Mistake 5: Confusing Authenticity With Lack of Structure
You can be authentic and structured.
You can be honest and strategic.
You can use STAR without becoming a beige little answer machine.
The system would love for you to believe the only options are “be yourself and get misunderstood” or “perform corporate puppet theater.” There is a third option: be yourself with better packaging.
That is not selling out. That is refusing to let a bad filter waste your work.
The Short Checklist Before Your Next Interview
Use this the day before, not five minutes before while panic-eating crackers in a blazer.
Your proof blocks
- I have 8 to 12 real stories ready.
- Each story maps to at least one job requirement.
- Each story has a metric, result, or concrete outcome.
- I can tell each story in 30 seconds, 90 seconds, and 3 minutes.
Your answer structure
- I can name the skill signal before or after the story.
- I use situation, task, action, result, and lesson.
- I avoid dumping unnecessary backstory.
- I have one strong example for conflict, failure, leadership, ambiguity, and results.
Your ritual defense
- I know which parts of the job description are likely scorecard signals.
- I have translated recruiter-speak and bot-speak into actual behaviors.
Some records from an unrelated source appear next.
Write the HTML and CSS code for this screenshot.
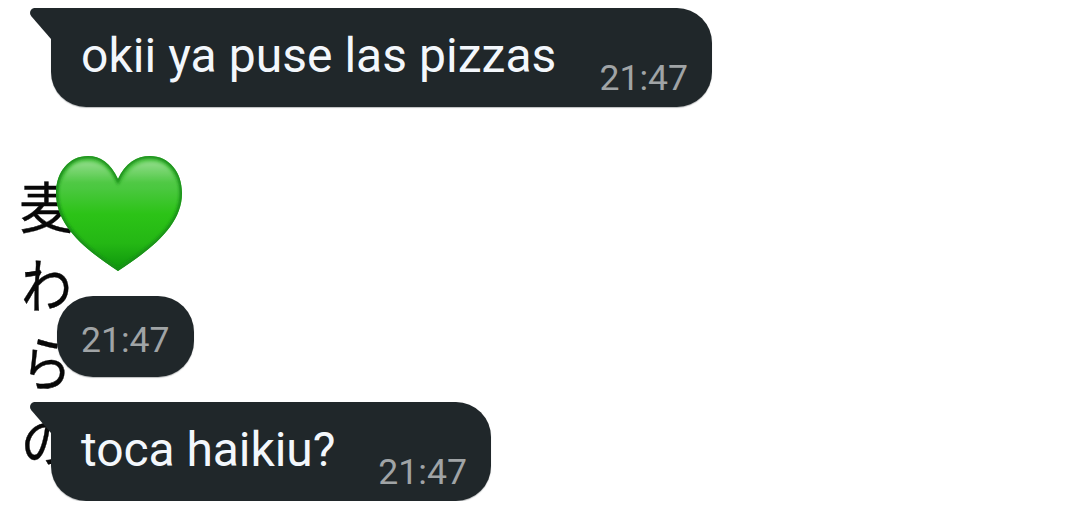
FILE: index.html
```html
<!DOCTYPE html>
<html lang="es">
<head>
    <meta charset="UTF-8">
    <meta name="viewport" content="width=device-width, initial-scale=1.0">
    <title>Chat</title>
    <link rel="stylesheet" href="styles.css">
</head>
<body>
    <div class="wallpaper" lang="ja">
        <span>麦</span>
        <span class="kana">わ</span>
        <span class="kana">ら</span>
        <span class="kana kana-small">の</span>
    </div>

    <div class="chat">
        <div class="bubble">
            <svg class="tail" width="22" height="34" viewBox="0 0 22 34">
                <path d="M22 0H5C0.5 0 -1.5 5 1.5 8.5L21 31H22Z" fill="#20272a"/>
            </svg>
            <span class="text">okii ya puse las pizzas</span>
            <span class="time">21:47</span>
        </div>

        <div class="emoji">
            <svg class="heart" width="128" height="118" viewBox="0 0 128 118">
                <defs>
                    <linearGradient id="green" x1="0" y1="0" x2="0" y2="1">
                        <stop offset="0" stop-color="#5fcc55"/>
                        <stop offset="0.28" stop-color="#4bc840"/>
                        <stop offset="0.5" stop-color="#2cc317"/>
                        <stop offset="0.75" stop-color="#24b714"/>
                        <stop offset="1" stop-color="#0b920b"/>
                    </linearGradient>
                    <linearGradient id="shine" x1="0" y1="0" x2="0" y2="1">
                        <stop offset="0" stop-color="#fff" stop-opacity="0.32"/>
                        <stop offset="1" stop-color="#fff" stop-opacity="0"/>
                    </linearGradient>
                    <filter id="soft" x="-10%" y="-10%" width="120%" height="120%">
                        <feGaussianBlur stdDeviation="1.4"/>
                    </filter>
                    <clipPath id="shape">
                        <path d="M63 24C56 8 45 1 33 1C14 1 1 17 1 38C1 70 28 93 63 116C98 93 127 70 127 38C127 17 114 1 95 1C82 1 70 8 63 24Z"/>
                    </clipPath>
                </defs>
                <g clip-path="url(#shape)">
                    <rect width="128" height="118" fill="url(#green)"/>
                    <path d="M8 28C11 13 19 7 32 7C46 7 55 14 60 28Z" fill="url(#shine)" filter="url(#soft)"/>
                    <path d="M68 28C73 14 82 7 96 7C109 7 117 13 120 28Z" fill="url(#shine)" filter="url(#soft)"/>
                    <path d="M63 24C56 8 45 1 33 1C14 1 1 17 1 38C1 70 28 93 63 116C98 93 127 70 127 38C127 17 114 1 95 1C82 1 70 8 63 24Z" fill="none" stroke="#168e16" stroke-width="5" filter="url(#soft)"/>
                </g>
            </svg>
        </div>

        <div class="bubble bubble-time">
            <span class="time">21:47</span>
        </div>

        <div class="bubble bubble-short">
            <svg class="tail" width="22" height="34" viewBox="0 0 22 34">
                <path d="M22 0H5C0.5 0 -1.5 5 1.5 8.5L21 31H22Z" fill="#20272a"/>
            </svg>
            <span class="text">toca haikiu?</span>
            <span class="time">21:47</span>
        </div>
    </div>
</body>
</html>
```

FILE: styles.css
```css
body {
    margin: 0;
    background-color: #fff;
    font-family: Roboto, sans-serif;
    overflow: hidden;
}
.wallpaper {
    position: absolute;
    left: 19px;
    top: 165px;
    display: flex;
    flex-direction: column;
    font-family: "Noto Sans CJK JP", sans-serif;
    font-size: 55px;
    line-height: 78px;
    color: #080808;
    -webkit-text-stroke: 0.4px #080808;
}
.kana {
    transform: scale(0.92, 1.07);
}
.kana-small {
    transform: scale(0.94, 1);
}
.chat {
    position: relative;
    display: flex;
    flex-direction: column;
    align-items: flex-start;
    padding: 8px 0 0 51px;
}
.bubble {
    position: relative;
    display: flex;
    align-items: flex-end;
    box-sizing: border-box;
    height: 98.5px;
    padding: 0 24px 9px 30px;
    background-color: #20272a;
    border-radius: 0 35px 35px 35px;
    box-shadow: 0 1px 1px rgba(32, 39, 42, 0.3);
}
.tail {
    position: absolute;
    left: -21px;
    top: 0;
}
.text {
    margin-bottom: 14px;
    font-size: 48px;
    line-height: 56px;
    letter-spacing: 0.04px;
    color: #f3f7fc;
    white-space: nowrap;
}
.time {
    margin-left: 43px;
    font-size: 35.6px;
    line-height: 40px;
    color: #a0a4a6;
}
.emoji {
    display: flex;
    margin: 48.5px 0 0 4px;
}
.bubble-time {
    height: 81px;
    margin: 23px 0 25px 6px;
    padding: 0 24px 17px;
    border-radius: 36px;
}
.bubble-time .time {
    margin-left: 0;
}
.bubble-short .text {
    letter-spacing: -0.07px;
}
```
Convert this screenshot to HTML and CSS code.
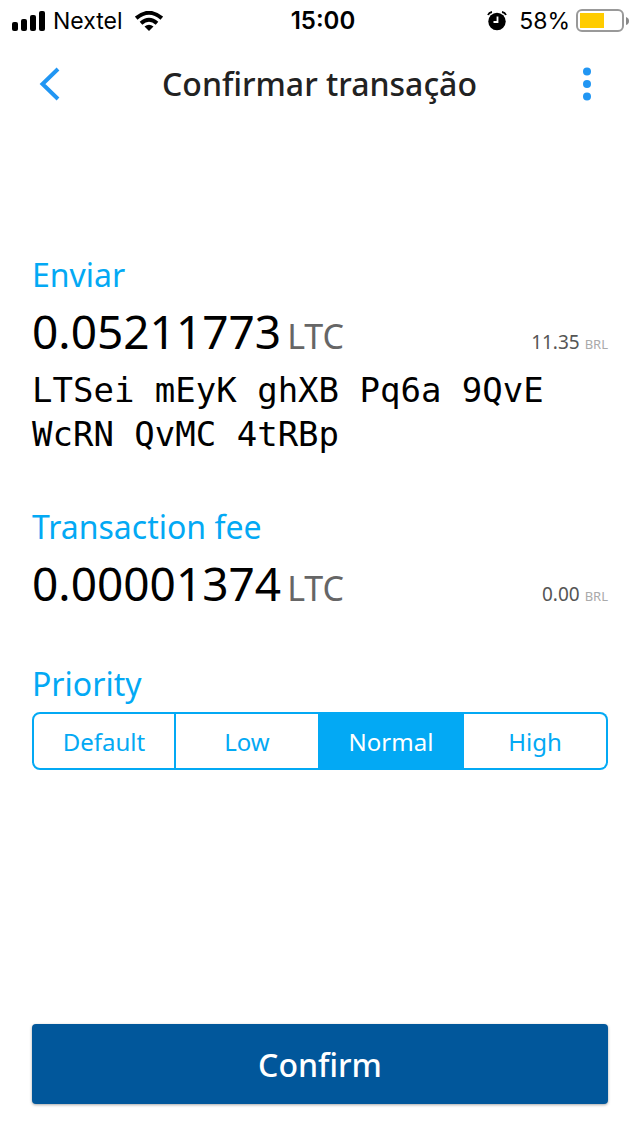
FILE: index.html
```html
<!DOCTYPE html>
<html lang="pt-BR">
<head>
<meta charset="utf-8">
<meta name="viewport" content="width=device-width, initial-scale=1">
<title>Confirmar transação</title>
<link rel="stylesheet" href="styles.css">
</head>
<body>
<div class="status">
  <div class="status-left">
    <svg class="signal" width="34" height="20" viewBox="0 0 34 20" aria-hidden="true"><rect x="0" y="11" width="6" height="9" rx="2"/><rect x="9" y="8" width="6" height="12" rx="2"/><rect x="18" y="4" width="6" height="16" rx="2"/><rect x="27" y="0" width="6" height="20" rx="2"/></svg>
    <span>Nextel</span>
    <svg class="wifi" width="28" height="20" viewBox="0 0 28 20" aria-hidden="true"><path d="M1.200 7.200Q14-3.600 26.800 7.200M6 12.200Q14 5.400 22 12.200" fill="none" stroke="#000" stroke-width="4"/><path d="M9.500 15.500Q14 12 18.500 15.500L14 20Z"/></svg>
  </div>
  <time class="clock">15:00</time>
  <div class="status-right">
    <svg class="alarm" width="20" height="20" viewBox="0 0 20 20" aria-hidden="true"><circle cx="10" cy="10.500" r="8.700"/><path d="M1 4Q2 1.500 5 1M15 1Q18 1.500 19 4" fill="none" stroke="#000" stroke-width="1.800"/><path d="M10.500 5.500V11H6.500" fill="none" stroke="#fff" stroke-width="1.800"/></svg>
    <span>58%</span>
    <svg class="battery" width="54" height="24" viewBox="0 0 54 24" aria-hidden="true"><rect x="1" y="1" width="46" height="21" rx="5" fill="none" stroke="#999" stroke-width="2"/><rect x="4" y="4" width="24" height="15" fill="#fc0"/><path d="M50 8Q53 9 53 12T50 16Z" fill="#888"/></svg>
  </div>
</div>
<header class="header">
  <button class="icon-button" type="button" aria-label="Voltar"><svg width="36" height="36" viewBox="0 0 36 36"><path d="M26 3L10.500 18L26 33" fill="none" stroke="#2196f3" stroke-width="4"/></svg></button>
  <h1 class="title">Confirmar transação</h1>
  <button class="icon-button" type="button" aria-label="Menu"><svg width="36" height="36" viewBox="0 0 36 36" fill="#2196f3"><circle cx="18" cy="5.500" r="4"/><circle cx="18" cy="18" r="4"/><circle cx="18" cy="30.500" r="4"/></svg></button>
</header>
<main class="content">
  <section class="block">
    <h2 class="label">Enviar</h2>
    <div class="row"><p class="amount">0.05211773 <span class="unit">LTC</span></p><p class="fiat">11.35 <span class="currency">BRL</span></p></div>
    <p class="address">LTSei mEyK ghXB Pq6a 9QvE WcRN QvMC 4tRBp</p>
  </section>
  <section class="block">
    <h2 class="label">Transaction fee</h2>
    <div class="row"><p class="amount">0.00001374 <span class="unit">LTC</span></p><p class="fiat">0.00 <span class="currency">BRL</span></p></div>
  </section>
  <section class="block">
    <h2 class="label" id="priority">Priority</h2>
    <div class="segments" role="radiogroup" aria-labelledby="priority">
      <label class="segment"><input type="radio" name="priority"><span>Default</span></label>
      <label class="segment"><input type="radio" name="priority"><span>Low</span></label>
      <label class="segment"><input type="radio" name="priority" checked><span>Normal</span></label>
      <label class="segment"><input type="radio" name="priority"><span>High</span></label>
    </div>
  </section>
</main>
<footer class="footer"><button class="confirm" type="button">Confirm</button></footer>
</body>
</html>
```

FILE: styles.css
```css
* { box-sizing: border-box; }
body { margin: 0; min-height: 100vh; display: flex; flex-direction: column; background: #fff; color: #000; font-family: "Noto Sans", sans-serif; }
h1, h2, p { margin: 0; font-weight: 400; }
button { border: 0; padding: 0; background: none; font: inherit; cursor: pointer; }
svg { display: block; flex: none; }

.status { display: grid; grid-template-columns: 1fr auto 1fr; align-items: center; height: 40px; padding: 0 10px 0 12px; font: 23px/42px Inter, sans-serif; }
.status-left, .status-right { display: flex; align-items: center; gap: 7px; height: 40px; }
.status-right { justify-content: flex-end; gap: 6px; }
.wifi { margin-left: 5px; }
.alarm { margin-right: 6px; }
.clock { font-size: 24px; font-weight: 600; padding-left: 4px; }

.header { display: grid; grid-template-columns: 36px 1fr 36px; align-items: center; height: 88px; padding: 0 35px 0 32px; }
.title { padding-left: 2px; text-align: center; font-size: 32px; font-weight: 500; line-height: 48px; color: #222; }

.content { flex: 1; padding: 123px 32px 0; }
.block { margin-bottom: 40px; }
.label { font-size: 32px; line-height: 48px; color: #03a9f4; }
.row { display: flex; justify-content: space-between; align-items: baseline; }
.amount { display: flex; align-items: baseline; gap: 6px; font-size: 46px; line-height: 64px; }
.unit { font-size: 34px; color: #666; }
.fiat { font-size: 19px; color: #555; }
.currency { font-size: 13px; color: #aaa; }
.address { margin-bottom: 47px; font: 34px/44px "DejaVu Sans Mono", monospace; }

.segments { display: grid; grid-template-columns: repeat(4, 1fr); height: 58px; margin-top: 4px; border-radius: 8px; }
.segment { position: relative; display: flex; align-items: center; justify-content: center; border: 2px solid #03a9f4; border-left: 0; font-size: 24px; color: #03a9f4; cursor: pointer; }
.segment:first-child { border-left: 2px solid #03a9f4; border-radius: 8px 0 0 8px; }
.segment:last-child { border-radius: 0 8px 8px 0; }
.segment input { position: absolute; inset: 0; opacity: 0; margin: 0; }
.segment:has(input:checked) { background: #03a9f4; color: #fff; }

.footer { padding: 0 32px 32px; }
.confirm { width: 100%; height: 80px; border-radius: 4px; background: #01579b; color: #fff; font-size: 32px; font-weight: 500; box-shadow: 0 1px 3px rgba(0, 0, 0, .35); }
```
- I will not treat vague job rejection as proof I was unqualified.
- I will add post-interview notes to my Rematch Folder or job search operating system so the next round gets easier.
The Point Is Not to Become Their Perfect Little Candidate
The interview ritual is rigged toward people who know how to narrate competence in the format hiring teams expect.
That does not mean those people are better.
It means they brought the right adapter.
So bring the adapter.
Take your real work, strip out the fog, label the signal, show the result, and make your value impossible to miss. If the process still rejects you with a vague little “we went with another candidate,” fine. Run the rejection autopsy, keep the useful signal, discard the bot confetti, and move.
You were not wrong for having substance.
You just need to make the ritual choke on the evidence.